O latim dava um tom de elevação e um ar de mistério às palavras do celebrante e à liturgia, como deveria ser em todas as religiões, pois palavras e gestos misteriosos, afastados da vulgaridade da vida cotidiana, são partes da própria essência da atitude religiosa. Mas, não sei se tudo isso serviu para salvar a alma de algum jovem da época, se por acaso temos mesmo alma, desse tipo que a crença comum imagina ir para o céu ou o inferno, e caso ela tenha mesmo salvação ou condenação.

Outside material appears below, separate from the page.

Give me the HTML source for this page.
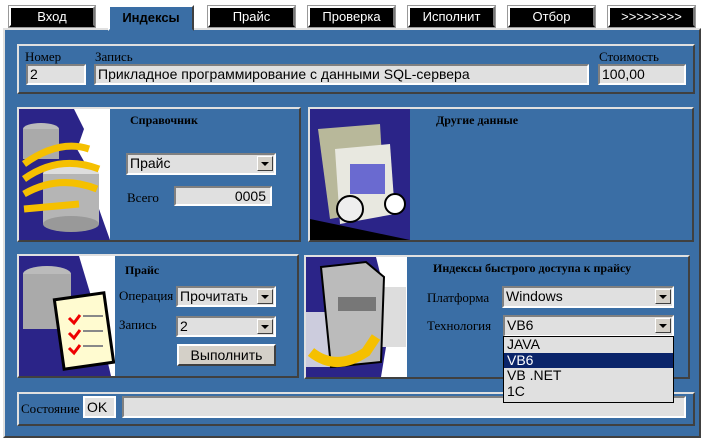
<!DOCTYPE html><html><head><meta charset="utf-8"><style>
*{margin:0;padding:0;box-sizing:border-box}
body{width:704px;height:440px;background:#fff;position:relative;overflow:hidden;font-family:"Liberation Sans",sans-serif;font-size:13px}
.a{position:absolute}
.tab{position:absolute;top:6px;height:21px;background:#000;color:#fff;text-align:center;line-height:18px;font-size:13px;border:2px solid;border-color:#fff #777 #000 #fff;outline:1px solid #999}
.main{position:absolute;left:3px;top:28px;width:698px;height:410px;background:#3a6ea5;border:2px solid;border-color:#e0e0e0 #404040 #404040 #e0e0e0}
.pan{position:absolute;border:2px solid;border-color:#e0e0e0 #404040 #404040 #e0e0e0;background:#3a6ea5}
.inp{position:absolute;background:#e0e0e0;border:2px solid;border-color:#808080 #fff #fff #808080;font-size:14px;line-height:17px;padding-left:2px;white-space:nowrap;overflow:hidden}
.lbl{position:absolute;font-family:"Liberation Serif",serif;font-size:13px;color:#000}
.b{font-weight:bold;font-size:12px}
.dd{position:absolute;right:1px;top:1px;width:16px;height:15px;background:#d4d0c8;border:1px solid;border-color:#fff #404040 #404040 #fff}
.dd:after{content:"";position:absolute;left:3px;top:5px;border:4px solid transparent;border-top:4px solid #000;border-bottom:0}
.img{position:absolute;background:#fff;overflow:hidden}
</style></head><body>
<div class="tab" style="left:9px;width:86px">Вход</div>
<div class="a" style="left:108px;top:5px;width:86px;height:26px;background:#3a6ea5;border:2px solid;border-color:#fff #404040 transparent #fff;z-index:2;text-align:center;font-weight:bold;line-height:22px;font-size:13px">Индексы</div>
<div class="tab" style="left:208px;width:87px">Прайс</div>
<div class="tab" style="left:308px;width:87px">Проверка</div>
<div class="tab" style="left:408px;width:87px">Исполнит</div>
<div class="tab" style="left:508px;width:87px">Отбор</div>
<div class="tab" style="left:608px;width:87px">&gt;&gt;&gt;&gt;&gt;&gt;&gt;&gt;</div>
<div class="main"></div>

<div class="pan" style="left:17px;top:44px;width:678px;height:50px"></div>
<div class="lbl" style="left:25px;top:49px">Номер</div>
<div class="lbl" style="left:95px;top:49px">Запись</div>
<div class="lbl" style="left:599px;top:49px">Стоимость</div>
<div class="inp" style="left:26px;top:64px;width:60px;height:21px">2</div>
<div class="inp" style="left:94px;top:64px;width:495px;height:21px">Прикладное программирование с данными SQL-сервера</div>
<div class="inp" style="left:598px;top:64px;width:88px;height:21px">100,00</div>

<div class="pan" style="left:17px;top:107px;width:284px;height:135px"></div>
<div class="img" style="left:19px;top:109px;width:91px;height:131px">
<svg width="91" height="131"><path d="M0 0H55L65 20 58 40 75 70 80 100 91 131H0Z" fill="#2b2488"/><ellipse cx="22" cy="20" rx="18" ry="6" fill="#bbb"/><rect x="4" y="20" width="36" height="30" fill="#aaa"/><ellipse cx="52" cy="65" rx="28" ry="9" fill="#ddd"/><rect x="24" y="65" width="56" height="50" fill="#b5b5b5"/><ellipse cx="52" cy="115" rx="28" ry="8" fill="#999"/><path d="M5 70Q40 45 80 60M5 85Q40 65 78 80M5 100L60 95M5 55Q40 30 70 40" stroke="#f5c000" stroke-width="7" fill="none"/></svg></div>
<div class="lbl b" style="left:130px;top:113px">Справочник</div>
<div class="inp" style="left:126px;top:153px;width:150px;height:22px">Прайс<div class="dd"></div></div>
<div class="lbl" style="left:127px;top:190px">Всего</div>
<div class="inp" style="left:174px;top:186px;width:98px;height:20px;text-align:right;padding-right:4px;line-height:16px">0005</div>

<div class="pan" style="left:308px;top:107px;width:386px;height:135px"></div>
<div class="img" style="left:310px;top:109px;width:100px;height:131px">
<svg width="100" height="131"><rect width="100" height="131" fill="#2b2488"/><path d="M8 20L70 15 75 100 20 110Z" fill="#b8b89a"/><path d="M25 40L80 35 85 105 30 115Z" fill="#e8e8e0"/><rect x="40" y="55" width="35" height="30" fill="#6a6ad0"/><circle cx="40" cy="100" r="13" fill="#eee" stroke="#000" stroke-width="2"/><circle cx="85" cy="95" r="10" fill="#fff" stroke="#000" stroke-width="2"/><path d="M0 110L100 131H0Z" fill="#000"/></svg></div>
<div class="lbl b" style="left:436px;top:113px">Другие данные</div>

<div class="pan" style="left:17px;top:254px;width:282px;height:124px"></div>
<div class="img" style="left:19px;top:256px;width:96px;height:120px">
<svg width="96" height="120"><path d="M0 0H60L75 50 85 90 92 120H0Z" fill="#2b2488"/><ellipse cx="28" cy="18" rx="24" ry="8" fill="#bbb"/><rect x="4" y="18" width="48" height="55" fill="#aaa"/><rect x="40" y="40" width="50" height="70" fill="#fffbd0" stroke="#000" stroke-width="3" transform="rotate(-8 65 75)"/><path d="M50 62l5 5 6-8M50 77l5 5 6-8M50 92l5 5 6-8" stroke="#e00" stroke-width="3" fill="none"/><path d="M64 60h20M64 75h20M64 90h20" stroke="#888" stroke-width="2"/></svg></div>
<div class="lbl b" style="left:125px;top:263px">Прайс</div>
<div class="lbl" style="left:119px;top:288px">Операция</div>
<div class="inp" style="left:176px;top:286px;width:100px;height:21px">Прочитать<div class="dd"></div></div>
<div class="lbl" style="left:119px;top:317px">Запись</div>
<div class="inp" style="left:176px;top:316px;width:100px;height:21px">2<div class="dd"></div></div>
<div class="a" style="left:177px;top:344px;width:99px;height:22px;background:#d4d0c8;border:2px solid;border-color:#fff #404040 #404040 #fff;text-align:center;line-height:18px;font-size:14px">Выполнить</div>

<div class="pan" style="left:304px;top:255px;width:386px;height:124px"></div>
<div class="img" style="left:306px;top:257px;width:101px;height:120px">
<svg width="101" height="120"><path d="M0 0H70L85 60 75 120H0Z" fill="#2b2488"/><rect x="70" y="30" width="30" height="60" fill="#ddd"/><rect x="0" y="55" width="25" height="55" fill="#ccd"/><path d="M15 10L60 5 78 20 75 105 25 110Z" fill="#bbb" stroke="#000" stroke-width="2"/><rect x="32" y="40" width="38" height="14" fill="#777"/><path d="M5 95Q30 115 60 95L70 80" stroke="#f5c000" stroke-width="10" fill="none"/></svg></div>
<div class="lbl b" style="left:433px;top:261px">Индексы быстрого доступа к прайсу</div>
<div class="lbl" style="left:427px;top:290px">Платформа</div>
<div class="inp" style="left:502px;top:286px;width:172px;height:22px">Windows<div class="dd"></div></div>
<div class="lbl" style="left:427px;top:318px">Технология</div>
<div class="inp" style="left:503px;top:315px;width:171px;height:22px">VB6<div class="dd"></div></div>
<div class="a" style="left:503px;top:336px;width:171px;height:67px;background:#e0e0e0;border:1px solid #000;font-size:14px;line-height:15.5px;z-index:3">
<div style="padding-left:3px">JAVA</div><div style="padding-left:3px;background:#0a246a;color:#fff">VB6</div><div style="padding-left:3px">VB .NET</div><div style="padding-left:3px">1C</div></div>

<div class="pan" style="left:17px;top:392px;width:678px;height:34px"></div>
<div class="lbl" style="left:21px;top:401px">Состояние</div>
<div class="inp" style="left:83px;top:396px;width:33px;height:22px;border-color:#fff;line-height:18px">OK</div>
<div class="inp" style="left:122px;top:396px;width:564px;height:22px;border-color:#808080 #fff #fff #808080"></div>
</body></html>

Notas ruins ou mal comportamento em classe ou fora dela, nas dependências do colégio, eram motivos não só de convocação dos pais à escola, com o fim de conversar com o irmão responsável pela turma, chamado de titular, como de proibição do esperado jogo de futebol aos sábados. A disciplina não fez mal a ninguém e ajudou muita gente.
Um dia, quando já estávamos no antigo curso científico, apareceu um novo irmão, um homem vindo de uma terra distante, que sabíamos ser no Pará, mas que, mesmo assim, era como se fosse em lugar nenhum, algo também misterioso, especial em sua categoria de maior ilha fluvial do Brasil, Marajó, formada pelos rios Amazonas e Tocantins e o oceano Atlântico. Vinha para ensinar física e ser diretor, e tinha a tarefa de modernizar o ensino e soprar novos ares na nossa educação, depois de fazer cursos em Roma.

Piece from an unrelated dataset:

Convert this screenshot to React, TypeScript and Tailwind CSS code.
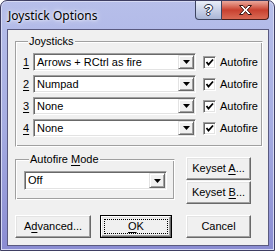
import React from 'react';

const font = "font-['Liberation_Sans',Arial,sans-serif] text-[11px] leading-[13px] text-black";

function U({ children }: { children: React.ReactNode }) {
  return <span className="underline underline-offset-[2px]">{children}</span>;
}

function Arrow() {
  return (
    <svg width="7" height="4" viewBox="0 0 7 4">
      <polygon points="0,0 7,0 3.5,4" fill="black" />
    </svg>
  );
}

function Combo({ value, width, height }: { value: string; width: string; height: string }) {
  return (
    <div
      className={`${width} ${height} flex bg-white border border-t-[#a0a0a0] border-l-[#a0a0a0] border-r-white border-b-white shadow-[inset_1px_1px_0_#696969,inset_-1px_-1px_0_#e3e3e3] p-[1px]`}
    >
      <div className="flex-1 pl-[2px] flex items-center whitespace-nowrap overflow-hidden">{value}</div>
      <div className="w-[16px] bg-[#f0f0f0] flex items-center justify-center border border-t-[#e3e3e3] border-l-[#e3e3e3] border-r-[#696969] border-b-[#696969] shadow-[inset_1px_1px_0_white,inset_-1px_-1px_0_#a0a0a0]">
        <Arrow />
      </div>
    </div>
  );
}

function Check() {
  return (
    <div className="w-[13px] h-[13px] bg-white border border-t-[#a0a0a0] border-l-[#a0a0a0] border-r-white border-b-white shadow-[inset_1px_1px_0_#696969,inset_-1px_-1px_0_#e3e3e3] flex items-center justify-center">
      <svg width="9" height="9" viewBox="0 0 9 9">
        <polyline points="1.5,4 3.5,6.5 8,1.5" fill="none" stroke="black" strokeWidth="1.8" />
      </svg>
    </div>
  );
}

function Btn({ children, width, isDefault }: { children: React.ReactNode; width: string; isDefault?: boolean }) {
  if (isDefault) {
    return (
      <div className={`${width} h-[23px] border border-black`}>
        <div className="h-full bg-[#f0f0f0] border border-t-white border-l-white border-r-[#696969] border-b-[#696969] shadow-[inset_-1px_-1px_0_#a0a0a0,inset_1px_1px_0_#e3e3e3] p-[2px]">
          <div className="h-full border border-dotted border-black flex items-center justify-center">
            <span>{children}</span>
          </div>
        </div>
      </div>
    );
  }
  return (
    <div
      className={`${width} h-[23px] bg-[#f0f0f0] flex items-center justify-center border border-t-white border-l-white border-r-[#696969] border-b-[#696969] shadow-[inset_-1px_-1px_0_#a0a0a0,inset_1px_1px_0_#e3e3e3]`}
    >
      <span className="whitespace-pre">{children}</span>
    </div>
  );
}

const rows = ['Arrows + RCtrl as fire', 'Numpad', 'None', 'None'];

export default function App() {
  return (
    <div className="w-[275px] h-[251px] flex flex-col rounded-t-[7px] border border-[#3e3e62] bg-gradient-to-b from-[#b7bfea] via-[#a6ade2] to-[#8a8cd2] shadow-[inset_0_0_0_1px_#d6daf4]">
      <div className="h-[28px] flex items-start">
        <div className="pl-[7px] pt-[7px] font-['Noto_Sans',sans-serif] text-[12px] leading-[15px] text-black [text-shadow:0_0_6px_#ffffff,0_0_3px_#ffffff]">
          Joystick Options
        </div>
        <div className="ml-auto mr-[5px] flex">
          <div className="w-[27px] h-[19px] rounded-bl-[4px] border border-[#3d4460] border-t-0 bg-gradient-to-b from-[#e9eef8] via-[#c9d2e8] to-[#aab6d6] flex items-center justify-center font-['Liberation_Sans',sans-serif] font-bold text-[14px] leading-none text-white [text-shadow:0_0_1px_#2a2f45,1px_0_0_#2a2f45,-1px_0_0_#2a2f45,0_1px_0_#2a2f45,0_-1px_0_#2a2f45]">
            ?
          </div>
          <div className="w-[47px] h-[19px] rounded-br-[4px] border border-l-0 border-t-0 border-[#4a1e1a] bg-gradient-to-b from-[#e9a89c] via-[#c8402f] to-[#d96a55] flex items-center justify-center">
            <svg width="15" height="12" viewBox="0 0 15 12">
              <path
                d="M1.5 1.5h3.5l2.5 3 2.5-3h3.5l-4.2 4.5 4.2 4.5h-3.5l-2.5-3-2.5 3h-3.5l4.2-4.5z"
                fill="white"
                stroke="#3a1612"
                strokeWidth="1"
              />
            </svg>
          </div>
        </div>
      </div>
      <div className={`ml-[6px] mr-[5px] h-[217px] bg-[#f0f0f0] border border-[#5a5a80] px-[7px] flex flex-col ${font}`}>
        <fieldset className="mt-[5px] w-[248px] border border-t-[#a0a0a0] border-l-[#a0a0a0] border-r-white border-b-white shadow-[inset_1px_1px_0_white,inset_-1px_-1px_0_#a0a0a0] pl-[7px] pt-[5px] pb-[9px]">
          <legend className="ml-[5px] px-[1px] bg-[#f0f0f0]">Joysticks</legend>
          <div className="flex flex-col gap-[4px]">
            {rows.map((r, i) => (
              <div key={i} className="flex items-center">
                <span className="w-[10px]">
                  <U>{i + 1}</U>
                </span>
                <Combo value={r} width="w-[163px]" height="h-[18px]" />
                <div className="ml-[7px]">
                  <Check />
                </div>
                <span className="ml-[4px]">Autofire</span>
              </div>
            ))}
          </div>
        </fieldset>
        <div className="mt-[6px] flex items-start">
          <fieldset className="w-[160px] border border-t-[#a0a0a0] border-l-[#a0a0a0] border-r-white border-b-white shadow-[inset_1px_1px_0_white,inset_-1px_-1px_0_#a0a0a0] pl-[8px] pt-[5px] pb-[9px]">
            <legend className="ml-[5px] px-[1px] bg-[#f0f0f0]">
              Autofire <U>M</U>ode
            </legend>
            <Combo value="Off" width="w-[143px]" height="h-[19px]" />
          </fieldset>
          <div className="ml-[11px] mt-[4px] flex flex-col gap-[1px]">
            <Btn width="w-[65px]">
              Keyset <U>A</U>...
            </Btn>
            <Btn width="w-[65px]">
              Keyset <U>B</U>...
            </Btn>
          </div>
        </div>
        <div className="mt-[11px] flex">
          <Btn width="w-[76px]">
            A<U>d</U>vanced...
          </Btn>
          <div className="ml-[9px]">
            <Btn width="w-[72px]" isDefault>
              <U>O</U>K
            </Btn>
          </div>
          <div className="ml-[14px]">
            <Btn width="w-[65px]">Cancel</Btn>
          </div>
        </div>
      </div>
    </div>
  );
}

Cumpriu exemplarmente sua missão educacional, tendo tido papel importante na criação da TV educativa, na implantação dos inovadores Ginásios Bandeirantes e de centros tecnológicos no Estado. Acabou ficando por aqui, apaixonando-se pela terra e por sua mulher, Nazaré, constituindo família depois de deixar a ordem, porém não a religião de seu berço. Os valores morais que transmitiu iriam servir de apoio a seus ex-alunos, como eu, independentemente da fé profunda, ou não, de cada um, e até de sua ausência, ou talvez por causa dessa falta.

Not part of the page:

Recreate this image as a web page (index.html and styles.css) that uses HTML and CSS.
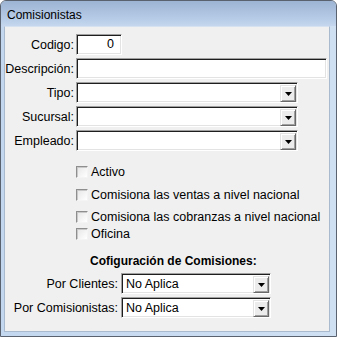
FILE: index.html
```html
<!DOCTYPE html>
<html lang="es">
<head>
<meta charset="utf-8">
<title>Comisionistas</title>
<link rel="stylesheet" href="styles.css">
</head>
<body>
<div class="window">
  <div class="titlebar"><span class="title">Comisionistas</span></div>
  <div class="frame">
    <div class="client">
      <div class="form">
        <label class="lbl">Codigo:</label>
        <div class="field codigo">0</div>
        <label class="lbl">Descripción:</label>
        <div class="field desc"></div>
        <label class="lbl">Tipo:</label>
        <div class="field combo"><span class="val"></span><span class="btn"><svg width="7" height="4" viewBox="0 0 7 4"><polygon points="0,0 7,0 3.5,4" fill="#000"/></svg></span></div>
        <label class="lbl">Sucursal:</label>
        <div class="field combo"><span class="val"></span><span class="btn"><svg width="7" height="4" viewBox="0 0 7 4"><polygon points="0,0 7,0 3.5,4" fill="#000"/></svg></span></div>
        <label class="lbl">Empleado:</label>
        <div class="field combo"><span class="val"></span><span class="btn"><svg width="7" height="4" viewBox="0 0 7 4"><polygon points="0,0 7,0 3.5,4" fill="#000"/></svg></span></div>
      </div>

      <div class="checks">
        <div class="chk r1"><span class="box"></span><span>Activo</span></div>
        <div class="chk r2"><span class="box"></span><span>Comisiona las ventas a nivel nacional</span></div>
        <div class="chk r3"><span class="box"></span><span>Comisiona las cobranzas a nivel nacional</span></div>
        <div class="chk r4"><span class="box"></span><span>Oficina</span></div>
      </div>

      <div class="heading">Cofiguración de Comisiones:</div>

      <div class="form2">
        <label class="lbl">Por Clientes:</label>
        <div class="field combo small"><span class="val">No Aplica</span><span class="btn"><svg width="7" height="4" viewBox="0 0 7 4"><polygon points="0,0 7,0 3.5,4" fill="#000"/></svg></span></div>
        <label class="lbl">Por Comisionistas:</label>
        <div class="field combo small"><span class="val">No Aplica</span><span class="btn"><svg width="7" height="4" viewBox="0 0 7 4"><polygon points="0,0 7,0 3.5,4" fill="#000"/></svg></span></div>
      </div>
    </div>
  </div>
</div>
</body>
</html>
```

FILE: styles.css
```css
* { box-sizing: border-box; }
html, body { margin: 0; padding: 0; }
body {
  width: 337px;
  height: 337px;
  background: #ffffff;
  font-family: "Liberation Sans", Arial, sans-serif;
  font-size: 12.5px;
  color: #000;
  overflow: hidden;
}
.window {
  width: 337px;
  height: 337px;
  border: 1px solid #5a6270;
  border-radius: 6px 6px 0 0;
  background: #c6daef;
  display: flex;
  flex-direction: column;
  overflow: hidden;
}
.titlebar {
  height: 25px;
  flex: none;
  background: linear-gradient(#9db4d3, #b6cbe6 70%, #c4d7ee);
  padding: 3px 6px 0 6px;
  display: flex;
  align-items: center;
}
.title { font-size: 12px; color: #000; }
.frame {
  flex: 1;
  padding: 0 6px 4px 3px;
  background: linear-gradient(90deg, #c3d7ee, #cfe0f3);
}
.client {
  height: 100%;
  background: #f0f0f0;
  border: 1px solid #a9bacf;
  border-top-color: #d6e2f0;
  padding-top: 7px;
}
.form {
  display: grid;
  grid-template-columns: 69px 1fr;
  column-gap: 2px;
  row-gap: 3px;
  align-items: center;
}
.lbl { text-align: right; white-space: nowrap; }
.field {
  height: 21px;
  background: #fff;
  border: 1px solid;
  border-color: #a0a0a0 #ffffff #ffffff #a0a0a0;
  box-shadow: inset 1px 1px 0 #1e1e1e, inset -1px -1px 0 #e3e3e3;
}
.codigo {
  width: 46px;
  text-align: right;
  padding-right: 7px;
  line-height: 19px;
}
.desc { width: 251px; }
.combo {
  width: 222px;
  display: flex;
  padding: 2px 1px 1px 2px;
}
.combo .val { flex: 1; padding-left: 2px; line-height: 17px; white-space: nowrap; }
.btn {
  width: 16px;
  height: 17px;
  background: #ececec;
  border: 1px solid;
  border-color: #e3e3e3 #696969 #696969 #e3e3e3;
  box-shadow: inset 1px 1px 0 #ffffff, inset -1px -1px 0 #a0a0a0;
  display: flex;
  align-items: center;
  justify-content: center;
  padding-top: 1px;
}
.combo.small { width: 150px; }
.checks {
  display: flex;
  flex-direction: column;
  padding-left: 71px;
}
.chk {
  height: 14px;
  display: flex;
  align-items: center;
  gap: 3px;
  white-space: nowrap;
}
.r1 { margin-top: 14px; }
.r2 { margin-top: 9px; }
.r3 { margin-top: 8px; }
.r4 { margin-top: 3px; }
.box {
  width: 12px;
  height: 12px;
  flex: none;
  background: linear-gradient(135deg, #e6e6e6, #ffffff);
  border: 1px solid;
  border-color: #8e8e8e #f4f4f4 #f4f4f4 #8e8e8e;
  box-shadow: inset 1px 1px 0 #c9c9c9;
}
.heading {
  margin-top: 13px;
  height: 14px;
  line-height: 14px;
  padding-left: 85px;
  font-size: 12px;
  font-weight: bold;
}
.form2 {
  margin-top: 5px;
  display: grid;
  grid-template-columns: 113px 150px;
  column-gap: 3px;
  row-gap: 3px;
  align-items: center;
}
```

Durante muitos anos eu não encontrava jeito de não chamá-lo “irmão” Lobato, o único professor daquele colégio que me pôs de castigo, já não me lembro por que, logo eu um rapaz sempre bem comportado. Devo ter saído do padrão naquele dia. Agora o professor Lobato, como o chamo hoje, é maranhense formalmente, sendo-o de coração há muito tempo. É um título merecido, que honra o senso de justiça da Assembléia Legislativa do Estado e dos maranhenses nascidos aqui.